We also envision expansion within neighboring communities to maximize access and ultimately move towards the development of an interconnected, decentralized grid of sovereign communities.
KOLBEH is a Persian name. It means “small house”. It is often used metaphorically to represent a cozy and intimate space, evoking feelings of warmth, simplicity, and a sense of home. Its symbolism is also associated with community, hearth, and sanctuary.
As a physical abode, KOLBEH symbolizes our “Center of Flow” in urban communities – the flow of food, basic necessities, talent, and community connections. Within its defined physicality, It integrates a well-thought-out “System of Flow” that utilizes advanced technology tools in service of organic humanness.
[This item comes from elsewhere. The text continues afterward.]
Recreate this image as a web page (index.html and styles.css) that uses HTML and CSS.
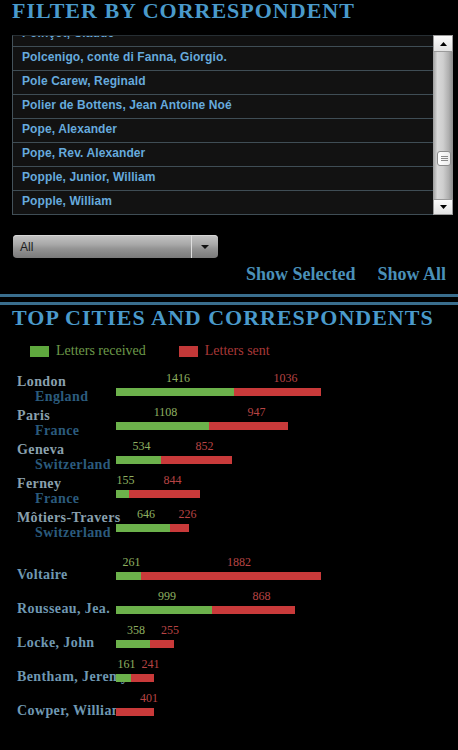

The project, therefore, requires a reasonable budget for space rentals as well as system architecture, staff and consultancies.
Please refer to the attached spreadsheet for further details.
Project KOLBEH is the brainchild of Vida Mas – a system thinker, an IT consultant, and community builder.
Of Persian origin and having lived in North America and Europe extensively, Vida understands the intricacies of communities and the important role they play in the cultural and environmental dynamics of our world – from East to West as you will.
Vida is able to easily perceive the Big Picture as well as the fragmented parts and pieces and the significant connections among contributing parts.
Astute with technological innovations and advancement, Vida synthesizes technology silos and fragmented pieces in order to create a whole that is even bigger than the sum.
Vida is also in the process of founding a new Operating System for Local Entrepreneurs, Artists, and Freelancers. The mentioned Operating System is meant to be introduced in tandem with Project KOLBEH. Both initiatives are purely focused on local developments, sustenance, self-sufficiency, ecological solutions, and ground-up economies. A new bold step toward interconnected, self-organizing ecosystems.
All of Vida’s creations are rooted in her extensive personal lived experiences.